Work required:
The data below should be restated word for word, with every picture omitted.

▽

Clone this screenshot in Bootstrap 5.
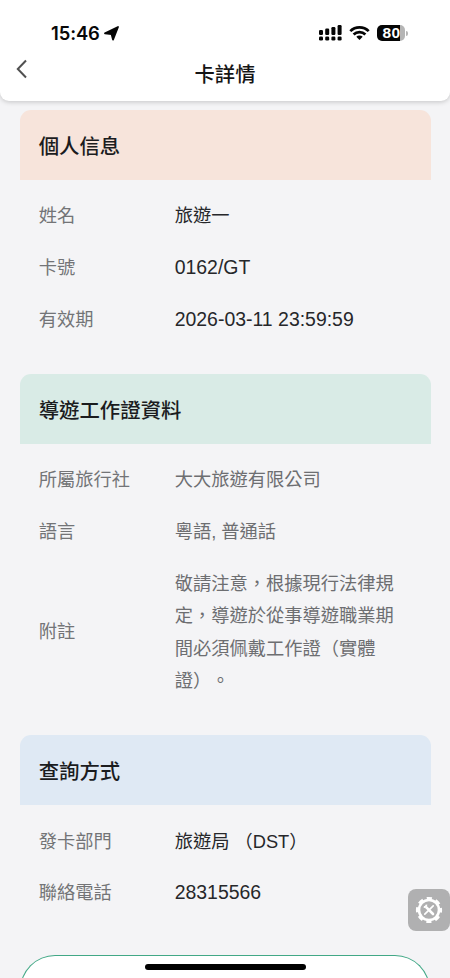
<!DOCTYPE html>
<html lang="zh-Hant">
<head>
<meta charset="utf-8">
<meta name="viewport" content="width=device-width, initial-scale=1">
<title>卡詳情</title>
<link href="https://cdn.jsdelivr.net/npm/bootstrap@5.3.0/dist/css/bootstrap.min.css" rel="stylesheet">
<style>
html,body{height:978px;overflow:hidden}
body{background:#f4f4f6;font-family:"Liberation Sans","Noto Sans CJK TC",sans-serif;font-size:18.25px;color:#26272a;text-spacing-trim:space-all}
.app-header{height:101px;background:#fff;border-radius:0 0 9px 9px;box-shadow:0 1px 5px rgba(0,0,0,.2)}
.status{height:50px;padding:16px 42px 0 51px}
.clock{font:600 18.4px/32px Inter,sans-serif;color:#080808;letter-spacing:-.1px}
.battery{width:28px;height:16px;border-radius:5px;background:linear-gradient(90deg,#050505 23px,#b5b5b5 23px);color:#fff;font:700 15.5px/16px "Liberation Sans",sans-serif;letter-spacing:.5px;padding-left:1px}
.nub{width:2px;height:5px;border-radius:0 2px 2px 0;background:#b5b5b5;margin-left:1px}
.title-row{height:48px}
.title-row h1{font-size:20.3px;font-weight:500;color:#151515;padding:3px 0 0 3px}
.sections{padding:9px 19.5px 0}
.info{margin-bottom:28.3px}
.info-head{height:70px;padding:4px 19.2px 0;border-radius:11px 11px 0 0;font-size:20.4px;font-weight:500;color:#1b1c1e}
.peach{background:#f7e4db}.mint{background:#d9ebe6}.sky{background:#dfe9f4}
.info-body{padding:10.6px 19.2px 0}
.info-row{padding:9.6px 0;line-height:32.5px}
.info-row dt{width:136px;font-weight:400;color:#737477}
.info-row dd{width:224px}
.info-row .latin{font-size:19.45px;line-height:30.5px;padding-bottom:2px}
.soft{color:#6d6e71}
.action{height:60px;margin:36px 20px 0;border:1px solid #42a886;border-radius:35px 35px 0 0;border-bottom:0;background:#fff}
.home-bar{left:145px;bottom:8px;width:161px;height:6px;border-radius:3px;background:#000}
.tool{left:408px;top:889px;width:42px;height:42px;border-radius:8px;background:#b0b0b1;border:0}
.wifi{margin:0 7px 0 6px}
</style>
<script src="https://cdn.jsdelivr.net/npm/bootstrap@5.3.0/dist/js/bootstrap.bundle.min.js"></script>
</head>
<body>
<header class="app-header position-relative">
  <div class="status d-flex justify-content-between align-items-center">
    <div class="d-flex align-items-center">
      <span class="clock">15:46</span>
      <svg class="ms-1" width="15" height="15" viewBox="0 0 15 15"><path d="M14 1 9 13.6 7.6 8.2 1 7.4Z" fill="#050505" stroke="#050505" stroke-width="1.8" stroke-linejoin="round"/></svg>
    </div>
    <div class="d-flex align-items-center">
      <svg width="24" height="16" viewBox="0 0 24 16" fill="#050505"><rect x="0" y="5" width="4" height="5" rx="1.2"/><rect x="6.2" y="3.5" width="4" height="6.5" rx="1.2"/><rect x="12.4" y="2" width="4" height="8" rx="1.2"/><rect x="18.6" y="0" width="4" height="10" rx="1.2"/><rect x="0" y="11.5" width="4" height="4" rx="1.3"/><rect x="6.2" y="11.5" width="4" height="4" rx="1.3"/><rect x="12.4" y="11.5" width="4" height="4" rx="1.3"/><rect x="18.6" y="11.5" width="4" height="4" rx="1.3"/></svg>
      <svg class="wifi" width="21" height="16" viewBox="0 0 21 16" fill="none" stroke="#050505" stroke-width="2.7"><path d="M1.3 6.1a13 13 0 0 1 18.4 0M4.6 9.5a8.4 8.4 0 0 1 11.8 0"/><path d="m10.5 15-3.2-3.3a4.6 4.6 0 0 1 6.4 0Z" fill="#050505" stroke="none"/></svg>
      <div class="battery text-center">80</div><div class="nub"></div>
    </div>
  </div>
  <div class="title-row d-flex align-items-center">
    <svg width="45" height="48" viewBox="0 0 45 48" fill="none" stroke="#505050" stroke-width="2"><path d="m26 10.5-8.2 8.5 8.2 8.5"/></svg>
    <h1 class="flex-grow-1 text-center mb-0">卡詳情</h1>
    <span class="px-4"></span>
  </div>
</header>
<main class="sections">
  <section class="info">
    <h2 class="info-head peach d-flex align-items-center mb-0">個人信息</h2>
    <dl class="info-body mb-0">
      <div class="info-row d-flex align-items-center"><dt>姓名</dt><dd class="mb-0">旅遊一</dd></div>
      <div class="info-row d-flex align-items-center"><dt>卡號</dt><dd class="mb-0 latin">0162/GT</dd></div>
      <div class="info-row d-flex align-items-center"><dt>有效期</dt><dd class="mb-0 latin">2026-03-11 23:59:59</dd></div>
    </dl>
  </section>
  <section class="info">
    <h2 class="info-head mint d-flex align-items-center mb-0">導遊工作證資料</h2>
    <dl class="info-body mb-0">
      <div class="info-row d-flex align-items-center"><dt>所屬旅行社</dt><dd class="mb-0 soft">大大旅遊有限公司</dd></div>
      <div class="info-row d-flex align-items-center"><dt>語言</dt><dd class="mb-0 soft">粵語, 普通話</dd></div>
      <div class="info-row d-flex align-items-center"><dt>附註</dt><dd class="mb-0 soft">敬請注意，根據現行法律規定，導遊於從事導遊職業期間必須佩戴工作證（實體證）。</dd></div>
    </dl>
  </section>
  <section class="info mb-0">
    <h2 class="info-head sky d-flex align-items-center mb-0">查詢方式</h2>
    <dl class="info-body mb-0">
      <div class="info-row d-flex align-items-center"><dt>發卡部門</dt><dd class="mb-0">旅遊局 （DST）</dd></div>
      <div class="info-row d-flex align-items-center"><dt>聯絡電話</dt><dd class="mb-0 latin">28315566</dd></div>
    </dl>
  </section>
</main>
<div class="action"></div>
<button class="tool position-fixed p-0 d-flex align-items-center justify-content-center" aria-label="工具">
  <svg width="28" height="28" viewBox="-14 -14 28 28" fill="none" stroke="#fff">
    <circle r="10" stroke-width="2.6"/>
    <circle r="11.8" stroke-width="2.6" stroke-dasharray="5.2 4.068" stroke-dashoffset="2.6"/>
    <path d="m-2.6-2.6 6.6 6.6" stroke-width="2.6" stroke-linecap="round"/>
    <path d="M4.2-4.2-4.2 4.2" stroke-width="1.7" stroke-linecap="round"/>
    <path d="M-5.2-3a2.3 2.3 0 0 0 2.6-2.4" stroke-width="1.8"/>
  </svg>
</button>
<div class="home-bar position-fixed"></div>
</body>
</html>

△

Final result:
Clone this screenshot in Bootstrap 5.
<!DOCTYPE html>
<html lang="zh-Hant">
<head>
<meta charset="utf-8">
<meta name="viewport" content="width=device-width, initial-scale=1">
<title>卡詳情</title>
<link href="https://cdn.jsdelivr.net/npm/bootstrap@5.3.0/dist/css/bootstrap.min.css" rel="stylesheet">
<style>
html,body{height:978px;overflow:hidden}
body{background:#f4f4f6;font-family:"Liberation Sans","Noto Sans CJK TC",sans-serif;font-size:18.25px;color:#26272a;text-spacing-trim:space-all}
.app-header{height:101px;background:#fff;border-radius:0 0 9px 9px;box-shadow:0 1px 5px rgba(0,0,0,.2)}
.status{height:50px;padding:16px 42px 0 51px}
.clock{font:600 18.4px/32px Inter,sans-serif;color:#080808;letter-spacing:-.1px}
.battery{width:28px;height:16px;border-radius:5px;background:linear-gradient(90deg,#050505 23px,#b5b5b5 23px);color:#fff;font:700 15.5px/16px "Liberation Sans",sans-serif;letter-spacing:.5px;padding-left:1px}
.nub{width:2px;height:5px;border-radius:0 2px 2px 0;background:#b5b5b5;margin-left:1px}
.title-row{height:48px}
.title-row h1{font-size:20.3px;font-weight:500;color:#151515;padding:3px 0 0 3px}
.sections{padding:9px 19.5px 0}
.info{margin-bottom:28.3px}
.info-head{height:70px;padding:4px 19.2px 0;border-radius:11px 11px 0 0;font-size:20.4px;font-weight:500;color:#1b1c1e}
.peach{background:#f7e4db}.mint{background:#d9ebe6}.sky{background:#dfe9f4}
.info-body{padding:10.6px 19.2px 0}
.info-row{padding:9.6px 0;line-height:32.5px}
.info-row dt{width:136px;font-weight:400;color:#737477}
.info-row dd{width:224px}
.info-row .latin{font-size:19.45px;line-height:30.5px;padding-bottom:2px}
.soft{color:#6d6e71}
.action{height:60px;margin:36px 20px 0;border:1px solid #42a886;border-radius:35px 35px 0 0;border-bottom:0;background:#fff}
.home-bar{left:145px;bottom:8px;width:161px;height:6px;border-radius:3px;background:#000}
.tool{left:408px;top:889px;width:42px;height:42px;border-radius:8px;background:#b0b0b1;border:0}
.wifi{margin:0 7px 0 6px}
</style>
<script src="https://cdn.jsdelivr.net/npm/bootstrap@5.3.0/dist/js/bootstrap.bundle.min.js"></script>
</head>
<body>
<header class="app-header position-relative">
  <div class="status d-flex justify-content-between align-items-center">
    <div class="d-flex align-items-center">
      <span class="clock">15:46</span>
      <svg class="ms-1" width="15" height="15" viewBox="0 0 15 15"><path d="M14 1 9 13.6 7.6 8.2 1 7.4Z" fill="#050505" stroke="#050505" stroke-width="1.8" stroke-linejoin="round"/></svg>
    </div>
    <div class="d-flex align-items-center">
      <svg width="24" height="16" viewBox="0 0 24 16" fill="#050505"><rect x="0" y="5" width="4" height="5" rx="1.2"/><rect x="6.2" y="3.5" width="4" height="6.5" rx="1.2"/><rect x="12.4" y="2" width="4" height="8" rx="1.2"/><rect x="18.6" y="0" width="4" height="10" rx="1.2"/><rect x="0" y="11.5" width="4" height="4" rx="1.3"/><rect x="6.2" y="11.5" width="4" height="4" rx="1.3"/><rect x="12.4" y="11.5" width="4" height="4" rx="1.3"/><rect x="18.6" y="11.5" width="4" height="4" rx="1.3"/></svg>
      <svg class="wifi" width="21" height="16" viewBox="0 0 21 16" fill="none" stroke="#050505" stroke-width="2.7"><path d="M1.3 6.1a13 13 0 0 1 18.4 0M4.6 9.5a8.4 8.4 0 0 1 11.8 0"/><path d="m10.5 15-3.2-3.3a4.6 4.6 0 0 1 6.4 0Z" fill="#050505" stroke="none"/></svg>
      <div class="battery text-center">80</div><div class="nub"></div>
    </div>
  </div>
  <div class="title-row d-flex align-items-center">
    <svg width="45" height="48" viewBox="0 0 45 48" fill="none" stroke="#505050" stroke-width="2"><path d="m26 10.5-8.2 8.5 8.2 8.5"/></svg>
    <h1 class="flex-grow-1 text-center mb-0">卡詳情</h1>
    <span class="px-4"></span>
  </div>
</header>
<main class="sections">
  <section class="info">
    <h2 class="info-head peach d-flex align-items-center mb-0">個人信息</h2>
    <dl class="info-body mb-0">
      <div class="info-row d-flex align-items-center"><dt>姓名</dt><dd class="mb-0">旅遊一</dd></div>
      <div class="info-row d-flex align-items-center"><dt>卡號</dt><dd class="mb-0 latin">0162/GT</dd></div>
      <div class="info-row d-flex align-items-center"><dt>有效期</dt><dd class="mb-0 latin">2026-03-11 23:59:59</dd></div>
    </dl>
  </section>
  <section class="info">
    <h2 class="info-head mint d-flex align-items-center mb-0">導遊工作證資料</h2>
    <dl class="info-body mb-0">
      <div class="info-row d-flex align-items-center"><dt>所屬旅行社</dt><dd class="mb-0 soft">大大旅遊有限公司</dd></div>
      <div class="info-row d-flex align-items-center"><dt>語言</dt><dd class="mb-0 soft">粵語, 普通話</dd></div>
      <div class="info-row d-flex align-items-center"><dt>附註</dt><dd class="mb-0 soft">敬請注意，根據現行法律規定，導遊於從事導遊職業期間必須佩戴工作證（實體證）。</dd></div>
    </dl>
  </section>
  <section class="info mb-0">
    <h2 class="info-head sky d-flex align-items-center mb-0">查詢方式</h2>
    <dl class="info-body mb-0">
      <div class="info-row d-flex align-items-center"><dt>發卡部門</dt><dd class="mb-0">旅遊局 （DST）</dd></div>
      <div class="info-row d-flex align-items-center"><dt>聯絡電話</dt><dd class="mb-0 latin">28315566</dd></div>
    </dl>
  </section>
</main>
<div class="action"></div>
<button class="tool position-fixed p-0 d-flex align-items-center justify-content-center" aria-label="工具">
  <svg width="28" height="28" viewBox="-14 -14 28 28" fill="none" stroke="#fff">
    <circle r="10" stroke-width="2.6"/>
    <circle r="11.8" stroke-width="2.6" stroke-dasharray="5.2 4.068" stroke-dashoffset="2.6"/>
    <path d="m-2.6-2.6 6.6 6.6" stroke-width="2.6" stroke-linecap="round"/>
    <path d="M4.2-4.2-4.2 4.2" stroke-width="1.7" stroke-linecap="round"/>
    <path d="M-5.2-3a2.3 2.3 0 0 0 2.6-2.4" stroke-width="1.8"/>
  </svg>
</button>
<div class="home-bar position-fixed"></div>
</body>
</html>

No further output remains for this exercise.